Caberia à sociedade viabilizar projetos culturais, esportivos e sociais. Aparatos judiciais, de segurança e prisionais seriam contratados como se contrata qualquer outro serviço. Os cidadãos teriam direito apenas à paz, à liberdade e à suas propriedades físicas e intelectuais.

A ideia de grandes exércitos militares cairia no ridículo porque, sem políticos criando conflitos entre países, a paz seria mantida a partir das relações comerciais entre as cidades.

Cidades atualmente pobres atrairiam empresas lhes oferecendo terras e mão-de-obra mais baratas. Não haveria mais terras públicas. Tudo, absolutamente tudo, teria dono, que poderia tanto ser uma pessoa quanto uma empresa ou comunidade.

A administração municipal não teria poder sobre a vontade das comunidades. O uso de ruas, calçadas, praças, parques e praias seria decidido pelas comunidades diretamente relacionadas a eles. O que nos tornaria brasileiros seriam nossos vínculos linguísticos e culturais, não um calhamaço chamado de constituição.

A qualidade da administração dessas cidades as tornaria atrativas ou não aos mais diferentes tipos de pessoas, fazendo-as competirem umas contra as outras da mesma forma que empresas fazem no mercado, como já esclareceu Frank Chodorov, libertário americano:

Quando o indivíduo é livre para se locomover de uma jurisdição a outra, surge um limite ao grau com que um governo pode utilizar seus poderes monopolísticos.  O governo se torna refém do medo de perder cidadãos pagadores de impostos e isso restringe suas ações totalitárias da mesma maneira que o temor de uma perda de clientes impede que alguns monopólios se tornem muito arrogantes.

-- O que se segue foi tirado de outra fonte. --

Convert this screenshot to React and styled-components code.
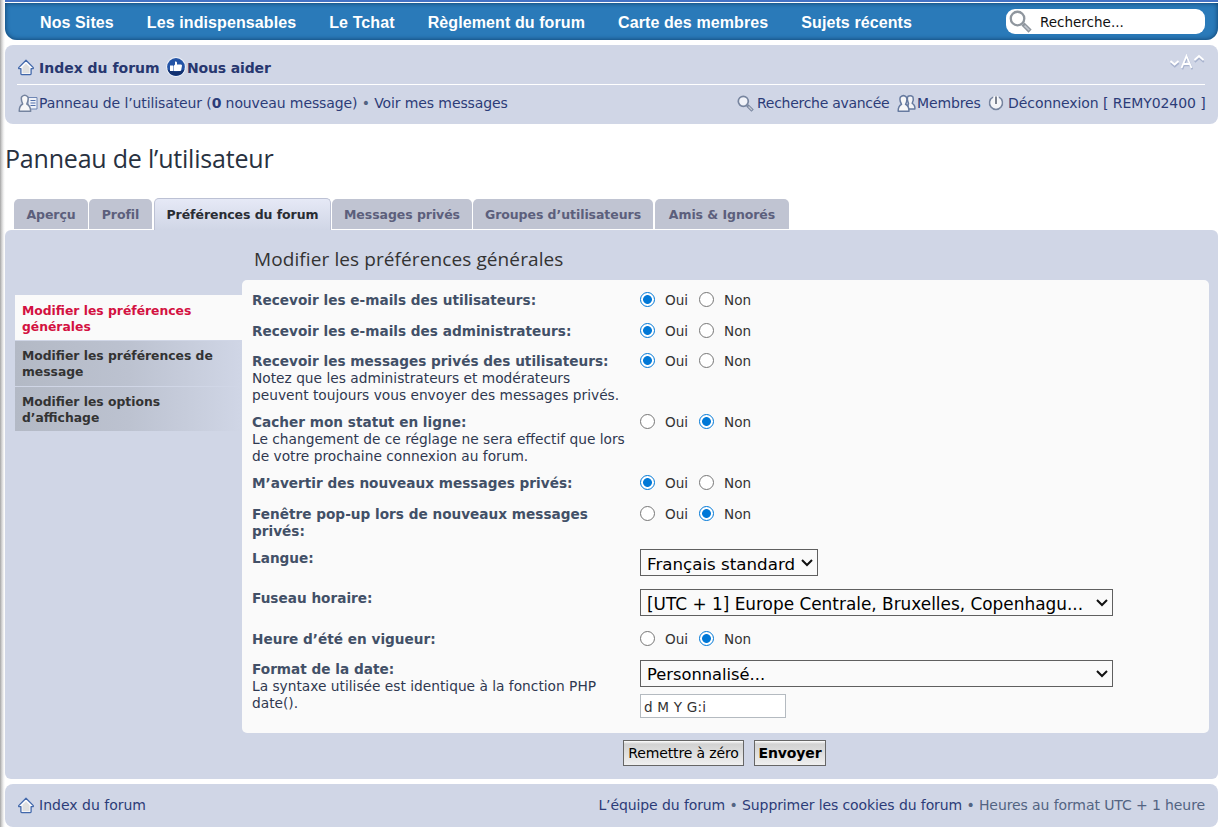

Acrescento: não tendo duas outras esferas administrativas acima da municipalidade, os cidadãos teriam muito mais poder de decisão e de fiscalização sobre o destino dos impostos que pagam.

Obviamente, tal cenário está muito distante de nossa realidade, porém, é necessário tê-lo como o horizonte a ser perseguido. Como? Reduzindo a concentração de poder na esfera federal, para se conquistar o direito à secessão regional e em consequência a autonomia das municipalidades.